MATERIAL PROVIDED:
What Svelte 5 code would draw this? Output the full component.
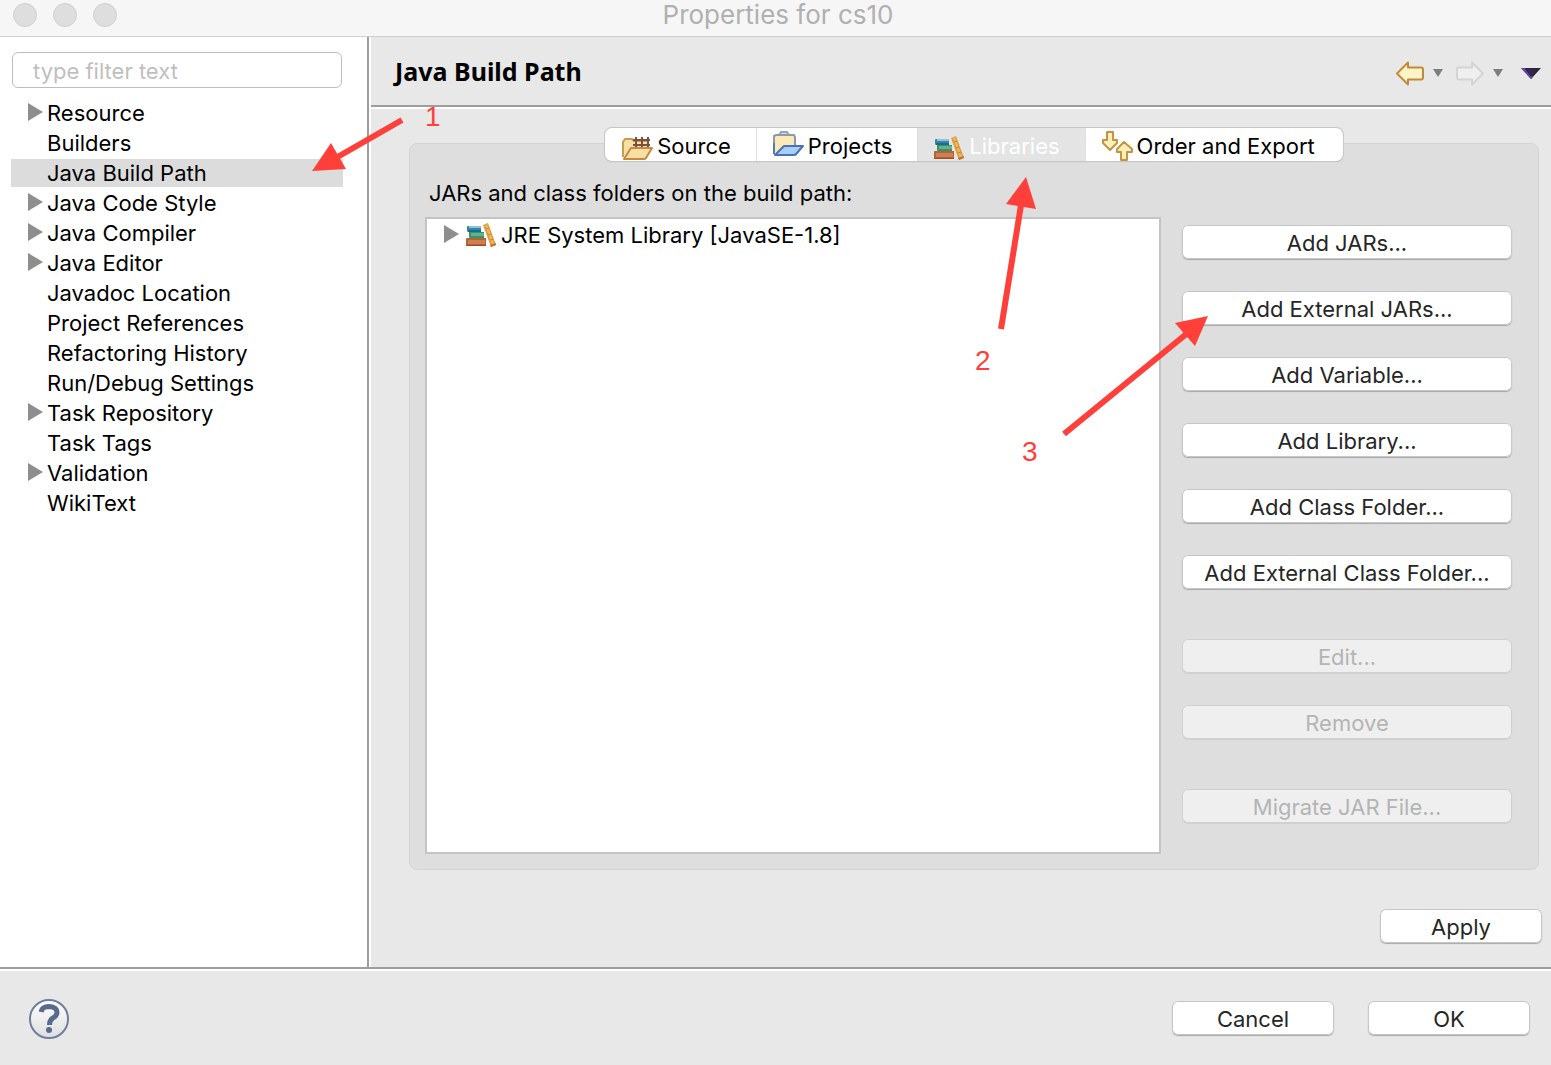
<script lang="ts">
	type Page = { name: string; parent?: boolean };

	const pages: Page[] = [
		{ name: 'Resource', parent: true },
		{ name: 'Builders' },
		{ name: 'Java Build Path' },
		{ name: 'Java Code Style', parent: true },
		{ name: 'Java Compiler', parent: true },
		{ name: 'Java Editor', parent: true },
		{ name: 'Javadoc Location' },
		{ name: 'Project References' },
		{ name: 'Refactoring History' },
		{ name: 'Run/Debug Settings' },
		{ name: 'Task Repository', parent: true },
		{ name: 'Task Tags' },
		{ name: 'Validation', parent: true },
		{ name: 'WikiText' }
	];

	const tabs = ['Source', 'Projects', 'Libraries', 'Order and Export'];

	const actionGroups = [
		{
			disabled: false,
			labels: ['Add JARs...', 'Add External JARs...', 'Add Variable...', 'Add Library...', 'Add Class Folder...', 'Add External Class Folder...']
		},
		{ disabled: true, labels: ['Edit...', 'Remove'] },
		{ disabled: true, labels: ['Migrate JAR File...'] }
	];

	let selectedPage = $state('Java Build Path');
	let activeTab = $state('Libraries');
	let filter = $state('');
</script>

{#snippet disclosure()}
	<svg class="disclosure" width="15" height="18" viewBox="0 0 15 18" aria-hidden="true"><path d="M0 0L15 9L0 18Z" fill="#8e8e8e" /></svg>
{/snippet}

{#snippet books()}
	<svg width="31" height="26" viewBox="0 0 31 26" aria-hidden="true">
		<path d="M1 5q0-1 1-1h13v6H2q-1 0-1-2z" fill="#3484ab" />
		<path d="M3 4h12v2H3z" fill="#8cc6dd" />
		<path d="M2 8h13v2H2z" fill="#24668c" />
		<path d="M3 10h15v6H4q-1 0-1-1z" fill="#37946a" />
		<path d="M5 11h13v3H5z" fill="#62b488" />
		<path d="M0 17q0-1 1-1h19v8H0z" fill="#b5623a" />
		<path d="M2 18h17v4H2z" fill="#cf7f50" />
		<path d="M0 23h20v1H0z" fill="#96502f" />
		<path d="M17 3l5-2l8 22l-5 2z" fill="#dc9c3e" />
		<path d="M19 3l2-1l7 20l-2 1z" fill="#efb755" />
		<path d="M20 7l3-1M22 13l3-1M24 18l3-1" stroke="#c9862f" />
		<path d="M24 23l6-2v2l-5 2z" fill="#bf6e3c" />
	</svg>
{/snippet}

{#snippet arrowShape()}
	<path d="M2 12.500L13 1.500v5h13q2 0 2 2v8q0 2-2 2H13v5Z" stroke-linejoin="round" stroke-width="2" />
{/snippet}

{#snippet tabIcon(name: string)}
	{#if name === 'Source'}
		<svg width="31" height="26" viewBox="0 0 31 26" aria-hidden="true">
			<path d="M1 22V7l2-3h7l2 2h14v8" fill="#f7dfa6" stroke="#cc9a52" stroke-width="2" stroke-linejoin="round" />
			<path d="M14 2v11M20 2v11M26 2v11M11 5h17M11 10h17" stroke="#7a5044" stroke-width="2" fill="none" />
			<path d="M2 24L9 13h21l-6 10q-1 1-2 1Z" fill="#fae0a0" stroke="#c38a42" stroke-width="2" stroke-linejoin="round" />
		</svg>
	{:else if name === 'Projects'}
		<svg width="31" height="30" viewBox="0 0 31 30" aria-hidden="true">
			<path d="M6 4L8 1h6l2 3" fill="#cfdbe6" stroke="#98a5b2" stroke-width="2" />
			<path d="M1 22V5l2-1h18l1 2v9" fill="#fbeab8" stroke="#8c99a8" stroke-width="2" stroke-linejoin="round" />
			<path d="M2 24L11 15h19l-6 7q-1 2-3 2Z" fill="#a6cffa" stroke="#4a70b8" stroke-width="2" stroke-linejoin="round" />
			<path d="M1 12v11" stroke="#5579bb" stroke-width="2" />
		</svg>
	{:else if name === 'Libraries'}
		{@render books()}
	{:else}
		<svg width="31" height="31" viewBox="0 0 31 31" aria-hidden="true">
			<g fill="#fbefb9" stroke="#c49442" stroke-width="2" stroke-linejoin="round">
				<path d="M5 2h6v8h4v3l-7 7l-7-7v-3h4Z" />
				<path d="M19 30h6v-8h5v-3l-8-7l-7 7v3h4Z" />
			</g>
		</svg>
	{/if}
{/snippet}

<div class="window">
	<header class="titlebar">
		<div class="lights"><span></span><span></span><span></span></div>
		<div class="title">Properties for cs10</div>
	</header>

	<div class="body">
		<nav class="sidebar">
			<input type="text" class="filter" aria-label="type filter text" placeholder="type filter text" bind:value={filter} />
			<ul>
				{#each pages as page}
					<li>
						<button type="button" class="page" class:selected={page.name === selectedPage} onclick={() => (selectedPage = page.name)}>
							<span class="twisty">{#if page.parent}{@render disclosure()}{/if}</span>
							{page.name}
						</button>
					</li>
				{/each}
			</ul>
		</nav>

		<main>
			<div class="page-header">
				<h1>Java Build Path</h1>
				<div class="history">
					<button type="button" aria-label="Back">
						<svg width="30" height="25" viewBox="0 0 30 25"><g fill="#fff3c8" stroke="#c1893b">{@render arrowShape()}</g></svg>
					</button>
					<button type="button" aria-label="Back history">
						<svg width="10" height="8" viewBox="0 0 10 8"><path d="M0 0h10L5 8z" fill="#7d7d7d" /></svg>
					</button>
					<button type="button" class="forward" aria-label="Forward" disabled>
						<svg width="30" height="25" viewBox="0 0 30 25"><g fill="#efefef" stroke="#d4d4d4" transform="matrix(-1 0 0 1 30 0)">{@render arrowShape()}</g></svg>
					</button>
					<button type="button" aria-label="Forward history">
						<svg width="10" height="8" viewBox="0 0 10 8"><path d="M0 0h10L5 8z" fill="#7d7d7d" /></svg>
					</button>
					<button type="button" class="view-menu" aria-label="Menu">
						<svg width="20" height="11" viewBox="0 0 20 11"><path d="M0 0h20L10 11z" fill="#2c2438" /><path d="M0 0l10 11l2-2L4 0z" fill="#6a45a8" /><path d="M4 1h12l-6 8z" fill="#33264a" /></svg>
					</button>
				</div>
			</div>

			<div class="content">
				<section class="panel">
					<div class="tabs" role="tablist">
						{#each tabs as tab}
							<button type="button" role="tab" aria-selected={tab === activeTab} class:active={tab === activeTab} onclick={() => (activeTab = tab)}>
								<span class="tab-icon">{@render tabIcon(tab)}</span>
								{tab}
							</button>
						{/each}
					</div>

					<p class="caption">JARs and class folders on the build path:</p>

					<div class="columns">
						<div class="entries">
							<button type="button" class="entry">
								{@render disclosure()}
								{@render books()}
								<span>JRE System Library [JavaSE-1.8]</span>
							</button>
						</div>
						<div class="actions">
							{#each actionGroups as group}
								<div class="group">
									{#each group.labels as label}
										<button type="button" class="push" disabled={group.disabled}>{label}</button>
									{/each}
								</div>
							{/each}
						</div>
					</div>
				</section>

				<div class="apply">
					<button type="button" class="push">Apply</button>
				</div>
			</div>
		</main>
	</div>

	<footer>
		<button type="button" class="help" aria-label="Help">
			<svg width="42" height="44" viewBox="0 0 42 44">
				<defs>
					<linearGradient id="help-fill" x1="0" y1="0" x2="0" y2="1">
						<stop offset="0" stop-color="#fff" />
						<stop offset="1" stop-color="#dedede" />
					</linearGradient>
				</defs>
				<circle cx="21" cy="23" r="19" fill="url(#help-fill)" stroke="#6c7f9c" stroke-width="2" />
				<path d="M13 16Q14 10.500 21 10.500Q29 11 29 16.500Q29 20 25 22Q21.500 24 21.500 29" fill="none" stroke="#566b8e" stroke-width="5" />
				<circle cx="21" cy="34" r="3" fill="#566b8e" />
			</svg>
		</button>
		<div class="dialog-buttons">
			<button type="button" class="push">Cancel</button>
			<button type="button" class="push">OK</button>
		</div>
	</footer>

	<svg class="notes" width="1551" height="1065" viewBox="0 0 1551 1065">
		<g stroke="#ff403a" stroke-width="6">
			<path d="M402 120L334 159" />
			<path d="M1001 329L1021 205" />
			<path d="M1064 434L1190 331" />
		</g>
		<g fill="#ff403a">
			<path d="M312 171L331 143L346 169Z" />
			<path d="M1026 177L1006 204L1036 209Z" />
			<path d="M1208 316L1175 323L1195 346Z" />
			<text x="425" y="126">1</text>
			<text x="975" y="370">2</text>
			<text x="1022" y="461">3</text>
		</g>
	</svg>
</div>

<style>
	:global(body) { margin: 0; background: #e8e8e8; }

	.window {
		position: relative; display: flex; flex-direction: column; min-height: 100vh; overflow: hidden;
		font-family: Inter, "Liberation Sans", sans-serif; font-size: 22px; line-height: 28px; color: #000;
	}
	button { font: inherit; color: inherit; border: 0; padding: 0; background: none; text-align: left; }
	svg { display: block; flex: none; }

	.titlebar {
		display: grid; grid-template-columns: 1fr auto 1fr; align-items: center; box-sizing: border-box;
		height: 37px; padding: 0 8px 6px 13px; background: #f6f6f6; border-bottom: 1px solid #cfcfcf;
	}
	.lights { display: flex; gap: 16px; }
	.lights span { width: 22px; height: 22px; border: 1px solid #d0d0d0; border-radius: 50%; background: #dedede; }
	.title { font-size: 26px; color: #b0b0b0; }

	.body { display: flex; flex: 1; }
	.sidebar {
		flex: none; box-sizing: border-box; width: 369px; padding: 15px 24px 0 11px;
		background: #fff; border-right: 2px solid #9d9d9d;
	}
	.filter {
		display: block; box-sizing: border-box; width: 330px; height: 36px; margin: 0 1px 10px; padding: 2px 20px 0;
		border: 1px solid #bdbdbd; border-radius: 6px; background: #fff; font: inherit;
	}
	.filter::placeholder { color: #bfbfbf; opacity: 1; }
	ul { list-style: none; margin: 0; padding: 0; }
	li { padding: 1px 0; }
	.page { display: flex; align-items: center; width: 100%; height: 28px; }
	.page.selected { background: #dcdcdc; }
	.twisty { width: 19px; padding-left: 17px; }
	.disclosure { margin-bottom: 2px; }

	main { flex: 1; display: flex; flex-direction: column; min-width: 0; border-left: 2px solid #fff; background: #e8e8e8; }
	.page-header {
		display: flex; align-items: center; justify-content: space-between; height: 68px;
		padding: 0 10px 0 24px; border-bottom: 2px solid #9d9d9d;
	}
	h1 { margin: 0; font-family: "Noto Sans", "Open Sans", sans-serif; font-size: 25px; font-weight: 700; }
	.history { display: flex; align-items: center; gap: 8px; padding-top: 4px; }
	.forward { margin-left: 4px; }
	.view-menu { margin-left: 10px; }

	.content { flex: 1; display: flex; flex-direction: column; padding: 34px 9px 24px 38px; border-top: 2px solid #fff; }
	.panel {
		flex: 1; display: flex; flex-direction: column; box-sizing: border-box; margin-right: 3px;
		padding: 0 26px 15px 15px; border: 1px solid #d4d4d4; border-radius: 8px; background: #dedede;
	}
	.tabs {
		align-self: center; display: flex; margin: -16px -26px 0 -15px; height: 33px;
		border-radius: 7px; background: #fff; box-shadow: 0 0 0 1px #c6c6c6, 0 1px 1px #a8a8a8;
	}
	.tabs button { display: flex; align-items: center; gap: 4px; padding: 2px 25px 0 17px; }
	.tabs button + button { box-shadow: inset 1px 0 #e0e0e0; }
	.tabs button:last-child { padding-right: 28px; }
	.tabs button.active { background: #e4e4e4; color: #fff; }
	.tab-icon { display: grid; align-content: end; height: 30px; }

	.caption { margin: 18px 0 10px 4px; }
	.columns { flex: 1; display: flex; gap: 21px; }
	.entries { flex: 1; border: 2px solid #c4c4c4; background: #fff; }
	.entry { display: flex; align-items: center; gap: 4px; height: 32px; padding-left: 17px; }
	.entry .disclosure { margin-right: 3px; }
	.actions { flex: none; display: flex; flex-direction: column; gap: 50px; width: 330px; padding-top: 8px; }
	.group { display: flex; flex-direction: column; gap: 32px; }

	.push {
		height: 34px; padding-top: 2px; border-radius: 6px; background: #fff; color: #262626; text-align: center;
		box-shadow: inset 0 0 0 1px #c6c6c6, 0 1px 1px #a8a8a8;
	}
	.push:disabled { background: #efefef; color: #b4b4b4; box-shadow: inset 0 0 0 1px #d0d0d0, 0 1px 1px #cfcfcf; }
	.apply { display: flex; justify-content: flex-end; padding-top: 39px; }
	.apply .push, footer .push { width: 162px; }

	footer {
		display: flex; align-items: center; justify-content: space-between; height: 94px;
		padding: 2px 21px 0 28px; border-top: 2px solid #9d9d9d; box-shadow: inset 0 2px #fff; background: #e8e8e8;
	}
	.dialog-buttons { display: flex; gap: 34px; }

	.notes { position: absolute; top: 0; left: 0; pointer-events: none; font: 28px "Liberation Sans", sans-serif; }
</style>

PROBLEM DETAILS: The lines from the top of the data above through the one holding "string; parent?: boolean" are to be repeated exactly, and only those, with no pictures.

THE SOLUTION:
What Svelte 5 code would draw this? Output the full component.
<script lang="ts">
	type Page = { name: string; parent?: boolean };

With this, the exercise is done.